§ Task brief
Transcribe every line exactly and omit anything that is a picture.

┌──

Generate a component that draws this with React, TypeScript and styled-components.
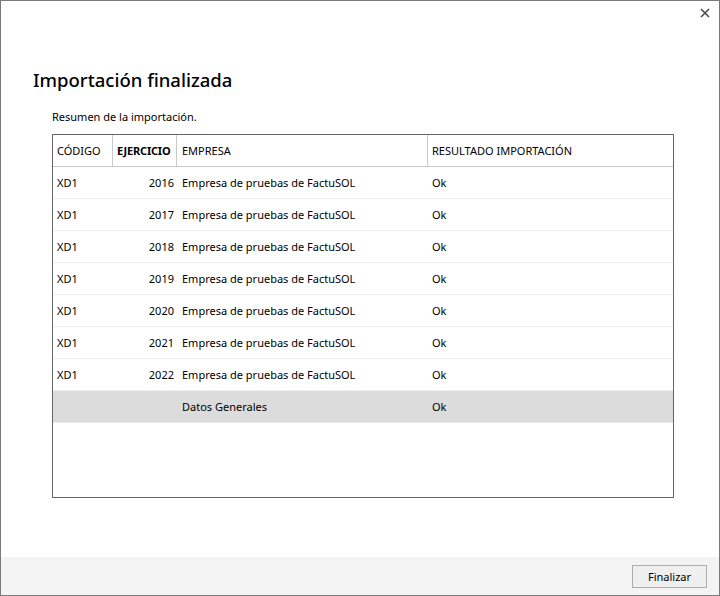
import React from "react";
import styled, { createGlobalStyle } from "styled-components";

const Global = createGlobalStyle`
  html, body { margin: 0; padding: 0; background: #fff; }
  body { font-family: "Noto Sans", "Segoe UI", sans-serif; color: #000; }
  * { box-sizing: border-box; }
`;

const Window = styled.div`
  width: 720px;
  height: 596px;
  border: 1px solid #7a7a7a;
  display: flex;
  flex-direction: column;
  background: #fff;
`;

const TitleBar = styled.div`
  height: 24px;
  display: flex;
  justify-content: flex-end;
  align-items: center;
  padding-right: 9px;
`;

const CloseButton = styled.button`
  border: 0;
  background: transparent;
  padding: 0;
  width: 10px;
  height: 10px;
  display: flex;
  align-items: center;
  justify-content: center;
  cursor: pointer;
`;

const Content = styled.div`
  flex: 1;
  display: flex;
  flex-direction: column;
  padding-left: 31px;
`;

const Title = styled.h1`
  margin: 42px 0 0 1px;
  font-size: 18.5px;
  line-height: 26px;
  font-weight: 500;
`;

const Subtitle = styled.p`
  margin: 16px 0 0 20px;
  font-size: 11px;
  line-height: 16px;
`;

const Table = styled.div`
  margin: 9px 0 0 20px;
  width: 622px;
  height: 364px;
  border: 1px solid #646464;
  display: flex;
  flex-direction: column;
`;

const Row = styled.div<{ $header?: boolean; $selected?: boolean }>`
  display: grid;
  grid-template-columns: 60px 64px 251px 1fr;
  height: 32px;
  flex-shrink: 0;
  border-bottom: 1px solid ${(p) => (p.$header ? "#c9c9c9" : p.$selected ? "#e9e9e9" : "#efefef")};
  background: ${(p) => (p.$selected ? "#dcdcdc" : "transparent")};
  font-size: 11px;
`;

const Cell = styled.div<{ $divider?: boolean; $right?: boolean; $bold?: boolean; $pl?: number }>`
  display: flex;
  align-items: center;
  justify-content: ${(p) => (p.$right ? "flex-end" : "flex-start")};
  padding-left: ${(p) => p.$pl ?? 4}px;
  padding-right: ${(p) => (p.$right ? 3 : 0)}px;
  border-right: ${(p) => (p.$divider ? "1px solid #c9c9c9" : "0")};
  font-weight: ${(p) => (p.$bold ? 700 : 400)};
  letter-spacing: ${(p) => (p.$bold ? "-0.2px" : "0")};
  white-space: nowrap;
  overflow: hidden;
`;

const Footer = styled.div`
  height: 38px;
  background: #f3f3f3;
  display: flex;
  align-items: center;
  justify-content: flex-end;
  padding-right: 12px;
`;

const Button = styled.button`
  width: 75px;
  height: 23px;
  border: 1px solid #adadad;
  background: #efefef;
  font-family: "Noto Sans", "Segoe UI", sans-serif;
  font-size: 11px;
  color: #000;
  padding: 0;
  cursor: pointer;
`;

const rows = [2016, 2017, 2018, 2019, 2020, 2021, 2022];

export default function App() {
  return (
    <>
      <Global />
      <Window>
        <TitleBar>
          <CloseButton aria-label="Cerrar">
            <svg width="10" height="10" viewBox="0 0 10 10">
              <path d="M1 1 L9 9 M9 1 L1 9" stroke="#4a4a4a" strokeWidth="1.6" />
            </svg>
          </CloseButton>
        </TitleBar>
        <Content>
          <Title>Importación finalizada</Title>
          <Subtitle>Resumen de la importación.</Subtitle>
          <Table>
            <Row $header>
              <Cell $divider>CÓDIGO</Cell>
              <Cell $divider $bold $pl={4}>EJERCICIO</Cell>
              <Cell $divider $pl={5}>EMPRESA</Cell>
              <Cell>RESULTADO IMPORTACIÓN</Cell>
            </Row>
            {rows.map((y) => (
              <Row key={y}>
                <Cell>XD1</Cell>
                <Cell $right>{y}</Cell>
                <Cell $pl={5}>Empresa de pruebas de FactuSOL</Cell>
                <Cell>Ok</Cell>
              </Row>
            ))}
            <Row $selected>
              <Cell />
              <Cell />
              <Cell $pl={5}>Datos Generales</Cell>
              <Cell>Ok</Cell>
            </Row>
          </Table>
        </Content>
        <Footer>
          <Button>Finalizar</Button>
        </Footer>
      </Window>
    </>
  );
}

└──

§ Correct response
Generate a component that draws this with React, TypeScript and styled-components.
import React from "react";
import styled, { createGlobalStyle } from "styled-components";

const Global = createGlobalStyle`
  html, body { margin: 0; padding: 0; background: #fff; }
  body { font-family: "Noto Sans", "Segoe UI", sans-serif; color: #000; }
  * { box-sizing: border-box; }
`;

const Window = styled.div`
  width: 720px;
  height: 596px;
  border: 1px solid #7a7a7a;
  display: flex;
  flex-direction: column;
  background: #fff;
`;

const TitleBar = styled.div`
  height: 24px;
  display: flex;
  justify-content: flex-end;
  align-items: center;
  padding-right: 9px;
`;

const CloseButton = styled.button`
  border: 0;
  background: transparent;
  padding: 0;
  width: 10px;
  height: 10px;
  display: flex;
  align-items: center;
  justify-content: center;
  cursor: pointer;
`;

const Content = styled.div`
  flex: 1;
  display: flex;
  flex-direction: column;
  padding-left: 31px;
`;

const Title = styled.h1`
  margin: 42px 0 0 1px;
  font-size: 18.5px;
  line-height: 26px;
  font-weight: 500;
`;

const Subtitle = styled.p`
  margin: 16px 0 0 20px;
  font-size: 11px;
  line-height: 16px;
`;

const Table = styled.div`
  margin: 9px 0 0 20px;
  width: 622px;
  height: 364px;
  border: 1px solid #646464;
  display: flex;
  flex-direction: column;
`;

const Row = styled.div<{ $header?: boolean; $selected?: boolean }>`
  display: grid;
  grid-template-columns: 60px 64px 251px 1fr;
  height: 32px;
  flex-shrink: 0;
  border-bottom: 1px solid ${(p) => (p.$header ? "#c9c9c9" : p.$selected ? "#e9e9e9" : "#efefef")};
  background: ${(p) => (p.$selected ? "#dcdcdc" : "transparent")};
  font-size: 11px;
`;

const Cell = styled.div<{ $divider?: boolean; $right?: boolean; $bold?: boolean; $pl?: number }>`
  display: flex;
  align-items: center;
  justify-content: ${(p) => (p.$right ? "flex-end" : "flex-start")};
  padding-left: ${(p) => p.$pl ?? 4}px;
  padding-right: ${(p) => (p.$right ? 3 : 0)}px;
  border-right: ${(p) => (p.$divider ? "1px solid #c9c9c9" : "0")};
  font-weight: ${(p) => (p.$bold ? 700 : 400)};
  letter-spacing: ${(p) => (p.$bold ? "-0.2px" : "0")};
  white-space: nowrap;
  overflow: hidden;
`;

const Footer = styled.div`
  height: 38px;
  background: #f3f3f3;
  display: flex;
  align-items: center;
  justify-content: flex-end;
  padding-right: 12px;
`;

const Button = styled.button`
  width: 75px;
  height: 23px;
  border: 1px solid #adadad;
  background: #efefef;
  font-family: "Noto Sans", "Segoe UI", sans-serif;
  font-size: 11px;
  color: #000;
  padding: 0;
  cursor: pointer;
`;

const rows = [2016, 2017, 2018, 2019, 2020, 2021, 2022];

export default function App() {
  return (
    <>
      <Global />
      <Window>
        <TitleBar>
          <CloseButton aria-label="Cerrar">
            <svg width="10" height="10" viewBox="0 0 10 10">
              <path d="M1 1 L9 9 M9 1 L1 9" stroke="#4a4a4a" strokeWidth="1.6" />
            </svg>
          </CloseButton>
        </TitleBar>
        <Content>
          <Title>Importación finalizada</Title>
          <Subtitle>Resumen de la importación.</Subtitle>
          <Table>
            <Row $header>
              <Cell $divider>CÓDIGO</Cell>
              <Cell $divider $bold $pl={4}>EJERCICIO</Cell>
              <Cell $divider $pl={5}>EMPRESA</Cell>
              <Cell>RESULTADO IMPORTACIÓN</Cell>
            </Row>
            {rows.map((y) => (
              <Row key={y}>
                <Cell>XD1</Cell>
                <Cell $right>{y}</Cell>
                <Cell $pl={5}>Empresa de pruebas de FactuSOL</Cell>
                <Cell>Ok</Cell>
              </Row>
            ))}
            <Row $selected>
              <Cell />
              <Cell />
              <Cell $pl={5}>Datos Generales</Cell>
              <Cell>Ok</Cell>
            </Row>
          </Table>
        </Content>
        <Footer>
          <Button>Finalizar</Button>
        </Footer>
      </Window>
    </>
  );
}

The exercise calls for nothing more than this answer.